Recurrent themes: investment manias keep happening, despite everything that has gone before. Many people who owned stocks that went down a lot would have been OK eventually, except they bought on margin and were ruined. The best performing investments during the Depression were government bonds (many corporations stopped paying interest on their bonds) and annuities.

What I call the “Enron Effect” – people put all their money in one stock – generally a corporation in their home town that was doing well, when things got bad they were ruined – lost work and stock crashed – probably would have been survivable if they were diversified.

Politicians don’t get elected and re-elected for fiscal prudence – they get elected and re-elected for printing money, having the government go into debt, and handing out free stuff – sound familiar? Back then Roth was horrified that the federal deficit hit $47 billion in 1940. Haha!

Thank you, Ishabaka for the summary of timeless takeaways. I would emphasize two:

Fewer bad things can happen if you’re debt-free. Margin is debt backed by collateral. A mortgage is margin, too, debt backed the collateral of the house and land. All such debt has an inherent risk: the value of the collateral may drop below the debt owed on thr asset. When the debt is called, i.e. repayment demanded (or cash must be paid to lower the debt to the current value of the collateral), the borrower either pays up in cash or the asset is forfeited.

As noted, debts become feather-light in hyper-inflation, which is why banks won’t let hyper-inflation be the “solution”. Germany was under geopolitical pressure to pay its external debts to the victors of World War I, which was the ultimate source of the central government deciding hyper-inflation was the only “solution” within reach.

This is why many expect asset deflation to occur, i.e. asset bubbles will pop.
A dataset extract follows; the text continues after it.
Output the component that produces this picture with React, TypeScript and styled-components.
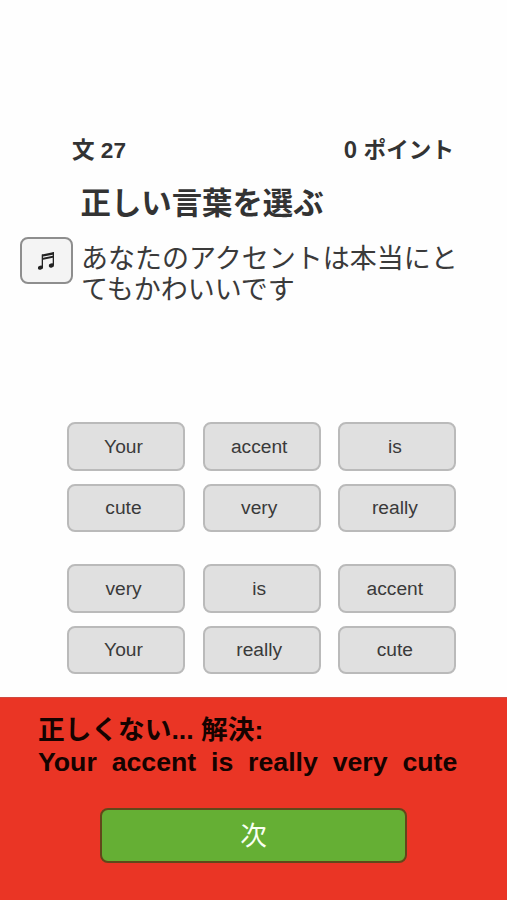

Central banks will avoid generating hyper-inflation because: 1) geopolitics (destroying the nation’s currency has virtually no upside and catastrophic downsides); 2) the central bank exists to protect the interests of banks, and hyper-inflation wipes out debts, loans and banking; 3) th risks of political disorder skyrocket: favoring the already-wealthy and capital is tolerated as long as the middle and working classes feel they’re prospering or have hope of prospering. But when the middle and working classes are wiped out, favoring the wealthy (the default setting of the status quo everywhere) triggers blowback that very quickly goes nonlinear, i.e. chaotic overthrow of the status quo.

The risks of gambling in speculative frenzies and depending on serial asset bubbles continuing forever are easily observable, yet few act to reduce these risks. The easiest way to minimize these risks is stop going to the casino. Another is to ask how dependent we are on the serial asset bubble economy: if “The Everything Bubble” pops and cannot be re-inflated, what will the likely consequences be for our household?

Another is to need less, waste less of everything: income, energy, food, etc.: get lean.

Another is to invest in what we personally control. Owning a productive plot of land with a livable micro-house and no debt is lower risk than owning a grand house with an even grander mortgage and property tax bill.

Owning 100% of tools and assets that generate essentials of fundamental value to human life provides us agency and control of how best to deploy those assets. Being dependent on central bank “saves” of speculative bubbles and assets held 10,000 miles away that may be expropriated by other governments is the acme of uncontrollable risk.

All of these are key strategies of Self-Reliance.